### Available data
--

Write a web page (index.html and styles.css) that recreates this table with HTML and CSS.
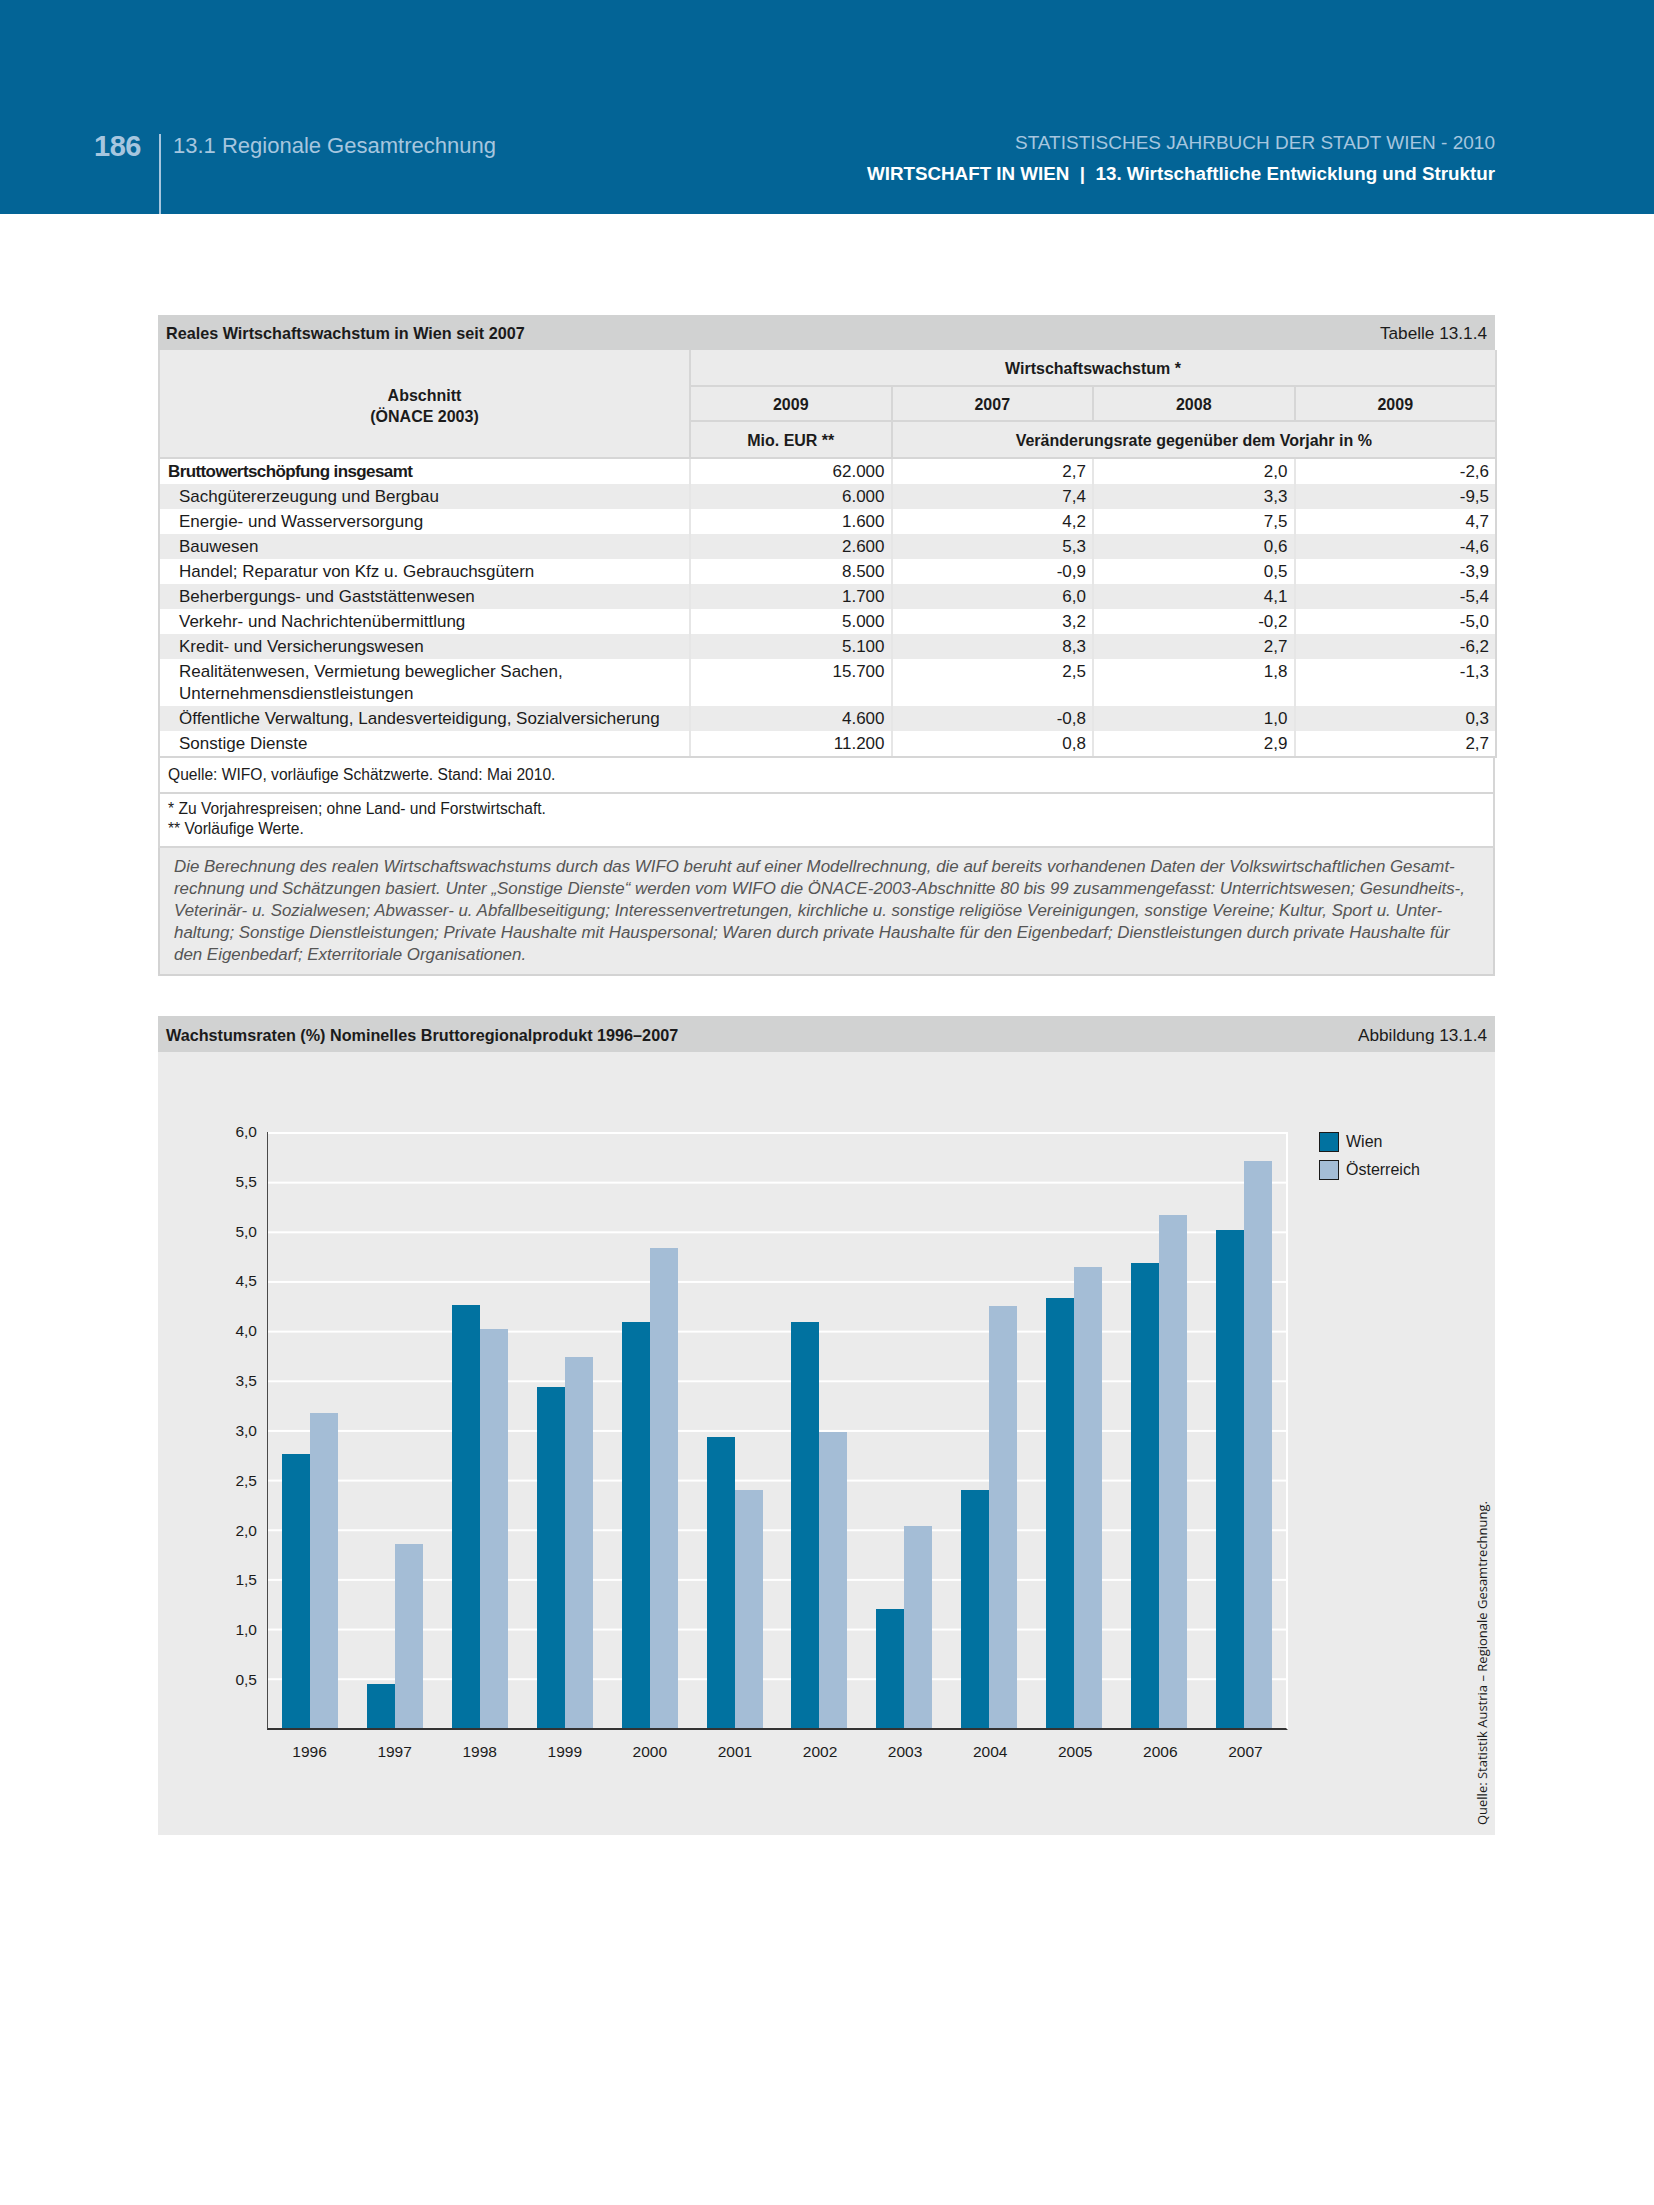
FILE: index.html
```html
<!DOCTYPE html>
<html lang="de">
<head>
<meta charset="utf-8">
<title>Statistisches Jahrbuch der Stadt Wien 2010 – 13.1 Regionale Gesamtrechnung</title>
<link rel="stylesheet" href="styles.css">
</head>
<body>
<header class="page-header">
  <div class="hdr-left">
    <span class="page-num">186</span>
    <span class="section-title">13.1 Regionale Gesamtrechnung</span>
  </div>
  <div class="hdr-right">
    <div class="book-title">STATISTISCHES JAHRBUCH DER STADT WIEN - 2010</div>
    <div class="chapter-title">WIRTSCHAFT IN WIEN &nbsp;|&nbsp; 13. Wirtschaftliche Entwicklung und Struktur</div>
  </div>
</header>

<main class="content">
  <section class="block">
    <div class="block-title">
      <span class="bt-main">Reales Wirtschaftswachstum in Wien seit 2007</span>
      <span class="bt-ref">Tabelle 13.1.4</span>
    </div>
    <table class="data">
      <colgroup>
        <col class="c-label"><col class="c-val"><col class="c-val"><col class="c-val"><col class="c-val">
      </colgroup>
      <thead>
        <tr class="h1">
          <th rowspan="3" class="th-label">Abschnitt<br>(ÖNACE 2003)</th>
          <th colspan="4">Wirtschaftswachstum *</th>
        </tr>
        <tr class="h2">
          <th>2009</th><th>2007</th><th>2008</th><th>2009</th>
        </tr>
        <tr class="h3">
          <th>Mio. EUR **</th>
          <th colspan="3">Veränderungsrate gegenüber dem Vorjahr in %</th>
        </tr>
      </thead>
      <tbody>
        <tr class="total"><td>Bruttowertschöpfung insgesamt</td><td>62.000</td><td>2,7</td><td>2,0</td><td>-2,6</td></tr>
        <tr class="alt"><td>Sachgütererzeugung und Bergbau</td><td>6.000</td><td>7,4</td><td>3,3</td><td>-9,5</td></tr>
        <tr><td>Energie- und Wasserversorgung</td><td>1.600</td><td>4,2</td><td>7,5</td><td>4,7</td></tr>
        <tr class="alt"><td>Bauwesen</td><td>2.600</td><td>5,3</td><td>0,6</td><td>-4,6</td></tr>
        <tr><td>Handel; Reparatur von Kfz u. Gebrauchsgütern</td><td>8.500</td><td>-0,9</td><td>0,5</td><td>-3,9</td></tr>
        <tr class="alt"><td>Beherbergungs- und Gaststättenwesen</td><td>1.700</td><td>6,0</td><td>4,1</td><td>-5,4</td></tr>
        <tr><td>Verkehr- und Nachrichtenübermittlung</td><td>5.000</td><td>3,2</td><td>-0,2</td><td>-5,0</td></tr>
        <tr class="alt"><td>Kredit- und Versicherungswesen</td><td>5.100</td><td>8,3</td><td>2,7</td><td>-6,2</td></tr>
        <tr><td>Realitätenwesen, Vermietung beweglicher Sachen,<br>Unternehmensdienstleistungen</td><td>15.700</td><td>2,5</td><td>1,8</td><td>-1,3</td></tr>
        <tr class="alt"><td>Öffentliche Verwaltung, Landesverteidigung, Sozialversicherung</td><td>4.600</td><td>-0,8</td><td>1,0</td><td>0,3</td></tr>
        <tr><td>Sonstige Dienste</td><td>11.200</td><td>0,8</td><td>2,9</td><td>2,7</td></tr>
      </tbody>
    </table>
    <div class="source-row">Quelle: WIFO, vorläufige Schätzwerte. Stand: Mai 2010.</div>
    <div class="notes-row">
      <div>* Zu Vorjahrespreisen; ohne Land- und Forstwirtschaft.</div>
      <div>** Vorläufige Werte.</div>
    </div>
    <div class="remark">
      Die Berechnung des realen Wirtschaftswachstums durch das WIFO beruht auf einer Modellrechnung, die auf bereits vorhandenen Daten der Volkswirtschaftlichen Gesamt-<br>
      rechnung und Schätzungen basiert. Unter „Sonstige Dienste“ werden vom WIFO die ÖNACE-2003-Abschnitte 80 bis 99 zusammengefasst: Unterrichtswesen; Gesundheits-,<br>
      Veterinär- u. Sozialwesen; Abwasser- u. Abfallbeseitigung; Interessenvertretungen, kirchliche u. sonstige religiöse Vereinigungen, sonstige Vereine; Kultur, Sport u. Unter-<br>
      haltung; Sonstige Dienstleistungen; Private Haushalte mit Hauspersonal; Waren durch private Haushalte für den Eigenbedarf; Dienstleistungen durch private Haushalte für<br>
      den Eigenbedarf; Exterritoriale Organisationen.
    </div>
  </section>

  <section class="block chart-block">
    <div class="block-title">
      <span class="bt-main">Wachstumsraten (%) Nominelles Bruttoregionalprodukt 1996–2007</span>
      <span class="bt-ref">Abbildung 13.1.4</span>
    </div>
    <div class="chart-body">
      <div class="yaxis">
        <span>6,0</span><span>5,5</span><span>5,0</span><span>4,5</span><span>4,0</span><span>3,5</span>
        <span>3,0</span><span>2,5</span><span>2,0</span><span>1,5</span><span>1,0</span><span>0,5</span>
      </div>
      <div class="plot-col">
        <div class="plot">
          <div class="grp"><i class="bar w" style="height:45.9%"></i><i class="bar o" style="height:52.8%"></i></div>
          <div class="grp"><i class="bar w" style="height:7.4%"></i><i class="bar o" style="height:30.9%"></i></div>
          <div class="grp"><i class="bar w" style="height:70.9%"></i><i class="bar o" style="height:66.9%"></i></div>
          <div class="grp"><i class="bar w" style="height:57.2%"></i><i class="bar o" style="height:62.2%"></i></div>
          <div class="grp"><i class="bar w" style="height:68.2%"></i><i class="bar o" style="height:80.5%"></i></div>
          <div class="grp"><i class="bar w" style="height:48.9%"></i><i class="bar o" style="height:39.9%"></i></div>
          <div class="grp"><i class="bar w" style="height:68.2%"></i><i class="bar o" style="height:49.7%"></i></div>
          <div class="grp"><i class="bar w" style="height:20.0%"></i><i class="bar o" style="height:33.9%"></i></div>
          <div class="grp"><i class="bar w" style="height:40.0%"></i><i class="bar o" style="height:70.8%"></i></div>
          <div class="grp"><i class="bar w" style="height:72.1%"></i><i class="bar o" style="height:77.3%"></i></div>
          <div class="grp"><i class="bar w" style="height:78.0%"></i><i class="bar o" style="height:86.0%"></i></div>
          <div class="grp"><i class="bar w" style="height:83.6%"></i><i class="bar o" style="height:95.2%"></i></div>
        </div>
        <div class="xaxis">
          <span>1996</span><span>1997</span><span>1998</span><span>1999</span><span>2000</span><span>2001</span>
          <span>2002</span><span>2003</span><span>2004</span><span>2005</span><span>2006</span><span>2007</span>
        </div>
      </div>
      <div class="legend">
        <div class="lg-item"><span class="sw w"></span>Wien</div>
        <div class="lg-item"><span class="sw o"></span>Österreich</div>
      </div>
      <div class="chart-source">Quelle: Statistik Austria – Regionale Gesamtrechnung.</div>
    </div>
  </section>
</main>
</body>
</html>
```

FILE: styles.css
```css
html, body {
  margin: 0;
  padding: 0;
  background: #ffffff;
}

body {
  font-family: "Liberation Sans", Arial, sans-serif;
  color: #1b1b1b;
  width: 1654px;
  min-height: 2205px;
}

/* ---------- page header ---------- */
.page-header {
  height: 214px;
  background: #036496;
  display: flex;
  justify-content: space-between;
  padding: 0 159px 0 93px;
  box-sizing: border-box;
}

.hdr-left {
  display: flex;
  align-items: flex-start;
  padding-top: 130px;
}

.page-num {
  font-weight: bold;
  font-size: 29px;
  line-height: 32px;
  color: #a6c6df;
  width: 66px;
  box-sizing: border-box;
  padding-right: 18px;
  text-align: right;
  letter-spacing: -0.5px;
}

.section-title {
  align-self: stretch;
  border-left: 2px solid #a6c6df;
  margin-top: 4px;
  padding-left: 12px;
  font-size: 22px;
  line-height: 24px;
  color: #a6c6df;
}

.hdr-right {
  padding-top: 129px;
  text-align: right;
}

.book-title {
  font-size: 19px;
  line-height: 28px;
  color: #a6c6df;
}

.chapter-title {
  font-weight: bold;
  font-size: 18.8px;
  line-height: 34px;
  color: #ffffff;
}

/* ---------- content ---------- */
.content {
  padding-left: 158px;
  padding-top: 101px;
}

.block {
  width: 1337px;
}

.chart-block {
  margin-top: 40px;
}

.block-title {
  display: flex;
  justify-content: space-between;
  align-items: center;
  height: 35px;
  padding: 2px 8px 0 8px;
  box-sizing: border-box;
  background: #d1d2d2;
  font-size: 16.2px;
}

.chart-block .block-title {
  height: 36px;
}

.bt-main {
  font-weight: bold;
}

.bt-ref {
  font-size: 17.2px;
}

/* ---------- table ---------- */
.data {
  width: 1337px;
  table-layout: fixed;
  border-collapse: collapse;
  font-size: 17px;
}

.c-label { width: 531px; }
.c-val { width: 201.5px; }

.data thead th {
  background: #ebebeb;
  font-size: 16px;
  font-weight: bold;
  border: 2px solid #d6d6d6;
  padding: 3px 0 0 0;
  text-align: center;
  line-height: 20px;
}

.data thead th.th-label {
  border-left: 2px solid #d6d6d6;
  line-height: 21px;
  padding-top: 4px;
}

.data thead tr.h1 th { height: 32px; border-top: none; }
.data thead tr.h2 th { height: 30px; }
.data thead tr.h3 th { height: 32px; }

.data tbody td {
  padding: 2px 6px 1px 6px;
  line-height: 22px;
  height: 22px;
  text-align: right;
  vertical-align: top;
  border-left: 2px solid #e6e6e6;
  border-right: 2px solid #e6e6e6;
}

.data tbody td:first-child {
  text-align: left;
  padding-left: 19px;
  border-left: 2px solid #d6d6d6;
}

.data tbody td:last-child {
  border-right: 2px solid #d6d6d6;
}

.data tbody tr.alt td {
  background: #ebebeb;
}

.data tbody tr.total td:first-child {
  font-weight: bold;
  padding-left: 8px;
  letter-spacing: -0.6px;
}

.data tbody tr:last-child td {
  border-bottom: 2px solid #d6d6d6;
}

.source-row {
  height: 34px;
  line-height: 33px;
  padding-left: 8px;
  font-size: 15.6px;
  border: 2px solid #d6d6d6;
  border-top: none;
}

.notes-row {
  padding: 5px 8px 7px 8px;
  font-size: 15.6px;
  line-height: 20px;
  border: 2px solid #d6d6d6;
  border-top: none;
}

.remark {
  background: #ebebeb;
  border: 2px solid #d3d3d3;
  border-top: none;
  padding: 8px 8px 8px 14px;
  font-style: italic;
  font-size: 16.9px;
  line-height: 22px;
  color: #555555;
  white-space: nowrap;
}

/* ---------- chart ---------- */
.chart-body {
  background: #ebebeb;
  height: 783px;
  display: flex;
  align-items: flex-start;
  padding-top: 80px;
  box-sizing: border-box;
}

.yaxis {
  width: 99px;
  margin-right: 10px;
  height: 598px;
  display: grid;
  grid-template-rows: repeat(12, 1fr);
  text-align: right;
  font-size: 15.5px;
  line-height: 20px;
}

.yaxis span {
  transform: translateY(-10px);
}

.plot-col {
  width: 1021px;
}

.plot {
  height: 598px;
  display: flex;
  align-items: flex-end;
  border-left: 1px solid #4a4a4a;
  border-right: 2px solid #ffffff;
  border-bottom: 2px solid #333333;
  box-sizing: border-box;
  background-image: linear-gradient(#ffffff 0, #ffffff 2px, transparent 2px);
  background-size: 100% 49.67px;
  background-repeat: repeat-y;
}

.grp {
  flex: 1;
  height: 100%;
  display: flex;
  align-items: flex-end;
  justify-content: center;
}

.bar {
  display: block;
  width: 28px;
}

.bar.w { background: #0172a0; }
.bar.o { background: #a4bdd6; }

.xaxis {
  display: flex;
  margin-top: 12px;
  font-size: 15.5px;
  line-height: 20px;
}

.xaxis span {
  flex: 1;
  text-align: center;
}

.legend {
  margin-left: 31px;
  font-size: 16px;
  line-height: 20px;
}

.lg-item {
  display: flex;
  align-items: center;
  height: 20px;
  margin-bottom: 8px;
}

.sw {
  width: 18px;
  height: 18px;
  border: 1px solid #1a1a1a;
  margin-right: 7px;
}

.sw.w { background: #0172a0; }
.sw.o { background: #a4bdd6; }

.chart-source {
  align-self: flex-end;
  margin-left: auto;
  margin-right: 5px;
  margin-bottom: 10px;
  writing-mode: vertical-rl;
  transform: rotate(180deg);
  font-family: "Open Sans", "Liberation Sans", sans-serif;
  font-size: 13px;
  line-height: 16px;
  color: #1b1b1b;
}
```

--

### Exercise task
Show every line of the listing in which the string "table" can be found.

### Task solution
Write a web page (index.html and styles.css) that recreates this table with HTML and CSS.
    <table class="data">
    </table>
/* ---------- table ---------- */
  table-layout: fixed;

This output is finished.